I am not going to get into the ins and outs of the entire debate circling the dropping of the Bomb: was it a purely strategic decision to end the war and save from a blood-soaked invasion or was it aimed even more at other powers like Russia to illustrate American know-how and power? I don't think today is for that; I think today is for people to remember Hiroshima and Nagasaki, to remember people who were so utterly annihilated that all that remained of them was their shadows, blasted onto nearby walls as if some ghastly flash gun had gone off, except it wasn’t a flash gun, it was a miniature sun brought momentarily to Earth.

For the first time our technological race had brought us to a stage where we were now using some of the very forces that held the universe together; in the classic parlance of the many atomic-nightmare infused SF films and books that came in its wake, we were ‘meddling in things we cannot comprehend’. And for once the B movies had it, at least partially, correct: even Oppenheimer and his crew didn’t fully understand the processes they had unleashed, let alone the new horror of radiation poisoning which would physically poison the bodies of survivors as effectively as the idea of it would poison our minds for generations.


It’s a time to remember the people who died and the many others who died in the slaughter of a world on fire. And as the nuclear programmes of Iran and North Korea feature once more in the new it is a day to recall how, for many decades we, as a species, danced on the edge of oblivion at our own hands (as if any political ideology was worth the entire world’s existence) and how the nuclear nightmare hasn’t gone away with the end of the Cold War but has mutated into a new and equally terrifying form of rogue states and terrorists. Oppenheimer, famously, quoted from Indian myth and religion when he saw the first Bomb exploded, saying “I am become Death, destroyer of Worlds.”

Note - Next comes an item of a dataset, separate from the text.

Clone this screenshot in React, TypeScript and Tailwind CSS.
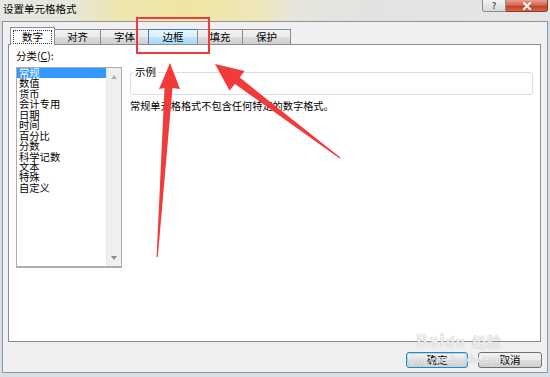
import React from "react";

const FONT = '"Noto Sans CJK SC", "Noto Sans", "Liberation Sans", sans-serif';

const categories = ["常规", "数值", "货币", "会计专用", "日期", "时间", "百分比", "分数", "科学记数", "文本", "特殊", "自定义"];

function Tab({ label, w, selected, hover }: { label: string; w: number; selected?: boolean; hover?: boolean }) {
  if (selected) {
    return (
      <div
        className="relative z-10 -mb-px h-[18px] border border-b-0 border-[#898c95] bg-white flex items-center justify-center px-[2px]"
        style={{ width: w }}
      >
        <div className="w-full h-[14px] border border-dotted border-[#333] flex items-center justify-center text-[10.5px] leading-[12px] text-black">
          {label}
        </div>
      </div>
    );
  }
  return (
    <div
      className={
        "-ml-px h-[15px] border border-b-0 flex items-center justify-center text-[10.5px] leading-[12px] text-black " +
        (hover
          ? "border-[#3c7fb1] bg-[linear-gradient(#eaf6fd,#d9f0fc_50%,#bee6fd_51%,#a7d9f5)]"
          : "border-[#898c95] bg-[linear-gradient(#f2f2f2,#ebebeb_50%,#dddddd_51%,#cfcfcf)]")
      }
      style={{ width: w }}
    >
      {label}
    </div>
  );
}

export default function App() {
  return (
    <div
      className="relative w-[550px] h-[377px] overflow-hidden bg-[#d6dee8]"
      style={{ fontFamily: FONT }}
    >
      {/* Title bar */}
      <div className="flex h-[21px] items-start bg-[linear-gradient(90deg,#e6e7e4_0%,#e8e7dc_12%,#eee5ad_22%,#efe6a4_35%,#eee7b8_47%,#e6e5dc_53%,#e2e3e2_70%,#e5e5e5_100%)]">
        <div className="pl-[3px] pt-[2px] text-[10.5px] leading-[14px] text-black">设置单元格格式</div>
        <div className="ml-auto mr-[2px] flex">
          <div className="w-[24px] h-[12px] rounded-bl-[3px] border border-t-0 border-[#8c8c8c] bg-[linear-gradient(#f4f4f4,#d9d9d9)] flex items-center justify-center text-[9px] leading-[10px] text-[#666] font-bold">
            ?
          </div>
          <div className="w-[42px] h-[12px] rounded-br-[3px] border border-t-0 border-l-0 border-[#8a3a2c] bg-[linear-gradient(#e7a08f,#d0604a_50%,#c23b22_55%,#d66a4c)] flex items-center justify-center">
            <svg width="10" height="8" viewBox="0 0 10 8">
              <path d="M2 1 L8 7 M8 1 L2 7" stroke="#fff" strokeWidth="2" strokeLinecap="square" />
            </svg>
          </div>
        </div>
      </div>

      {/* Client area */}
      <div className="mx-[2px] h-[352px] border border-[#8e959d] bg-[#f0f0f0] flex flex-col pl-[5px] pr-[5px] pt-[5px]">
        {/* Tabs */}
        <div className="flex items-end h-[17px] pl-[2px]">
          <Tab label="数字" w={45} selected />
          <Tab label="对齐" w={47} />
          <Tab label="字体" w={49} />
          <Tab label="边框" w={50} hover />
          <Tab label="填充" w={46} />
          <Tab label="保护" w={49} />
        </div>

        {/* Panel */}
        <div className="h-[298px] w-[533px] border border-[#898c95] bg-white flex items-start pl-[7px] pt-[4px]">
          {/* Left: category list */}
          <div className="flex flex-col w-[106px]">
            <div className="h-[18px] text-[10.5px] leading-[14px] text-black">
              分类(<span className="underline">C</span>):
            </div>
            <div className="h-[201px] border border-[#abadb3] border-b-2 flex">
              <div className="flex-1 flex flex-col">
                {categories.map((c, i) => (
                  <div
                    key={c}
                    className={
                      "h-[10.45px] pl-[2px] text-[10.3px] leading-[10.45px] whitespace-nowrap " +
                      (i === 0 ? "bg-[#3399ff] text-white" : "text-black")
                    }
                  >
                    {c}
                  </div>
                ))}
              </div>
              <div className="w-[15px] bg-[#f0f0f0] border-l border-[#e6e6e6] flex flex-col items-center justify-between pt-[7px] pb-[6px]">
                <svg width="6" height="4" viewBox="0 0 6 4">
                  <path d="M0 4 L3 0 L6 4 Z" fill="#b0b0b0" />
                </svg>
                <svg width="6" height="4" viewBox="0 0 6 4">
                  <path d="M0 0 L6 0 L3 4 Z" fill="#8a8a8a" />
                </svg>
              </div>
            </div>
          </div>

          {/* Right: sample and description */}
          <div className="ml-[8px] w-[403px] flex flex-col">
            <div className="relative mt-[23px] h-[23px] rounded-[3px] border border-[#d5dfe5]">
              <div className="absolute left-[2px] top-[-8px] bg-white px-[2px] text-[10.5px] leading-[14px] text-black">
                示例
              </div>
            </div>
            <div className="mt-[4px] text-[10.2px] leading-[14px] text-black whitespace-nowrap">
              常规单元格格式不包含任何特定的数字格式。
            </div>
          </div>
        </div>

        {/* Buttons */}
        <div className="mt-[10px] flex justify-end gap-[10px]">
          <div className="w-[62px] h-[16px] rounded-[3px] border border-[#3c7fb1] shadow-[inset_0_0_0_1px_#a8dcf6] bg-[linear-gradient(#f2f2f2,#ebebeb_50%,#dddddd_51%,#cfcfcf)] flex items-center justify-center text-[10.5px] leading-[12px] text-black">
            确定
          </div>
          <div className="w-[64px] h-[16px] rounded-[3px] border border-[#707070] bg-[linear-gradient(#f2f2f2,#ebebeb_50%,#dddddd_51%,#cfcfcf)] flex items-center justify-center text-[10.5px] leading-[12px] text-black">
            取消
          </div>
        </div>
      </div>

      {/* Annotation: red highlight box */}
      <div className="absolute left-[136px] top-[17px] w-[74px] h-[37px] border-2 border-[#ef3b3e]" />

      {/* Annotation: arrows */}
      <svg className="absolute left-0 top-0" width="550" height="377" viewBox="0 0 550 377">
        <polygon
          points="170,63 180,89 172.5,88 157.8,257 156.6,257 164.5,88 159,89"
          fill="#f23a3a"
        />
        <polygon
          points="215,64 244.5,71 239.8,77.6 340.3,157.6 339.7,158.4 235,84 229.5,90.5"
          fill="#f23a3a"
        />
      </svg>

      {/* Watermark */}
      <div className="absolute left-[416px] top-[330px] text-[17px] leading-[20px] font-bold text-white/80 [text-shadow:0_0_1px_#9aa0a6] tracking-[1px]">
        Bai<span className="text-[14px]">du</span>
        <span className="ml-[6px] text-[14px]">经验</span>
      </div>
      <div className="absolute left-[410px] top-[351px] text-[11px] leading-[14px] text-white/80 [text-shadow:0_0_1px_#9aa0a6]">
        jingyan.baidu.com
      </div>
    </div>
  );
}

He was right, but perhaps they should also have recalled the Classical myth of Pandora and how once her box is opened it can never really be closed. The one shining light in this tale of human folly is the same as the light from Pandora ’s Box: hope. After the evils of the world were released from her box, so too was Hope to balance against them. We somehow got through the Cold War, often by the narrowest margins, without the End of the World and we should look upon that as Hope that perhaps we’re not all as foolish as our species can sometimes seem.

For anyone interested I blogged at work yesterday on this subject because it tied in with the timely re-publishing of the classic Japanese graphic novel Barefoot Gen, written and drawn by Nakazawa, a survivor of the Bomb, a fascinating work on a par with Spiegelman's Maus. There is also a link in there to a site with eyewitness testimony from Hibakusha.

1 comment:

  1. I used to work with a man and woman who survived Nagasaki and Hiroshima. The stories they told were horrific, such as people jumping into water silos to get away from the heat and the silos started to boil. The smell of human soup. The yearly cancer exams of themselves and their children. Anyway it has put a pall on my birthday since I first heard about it as a child.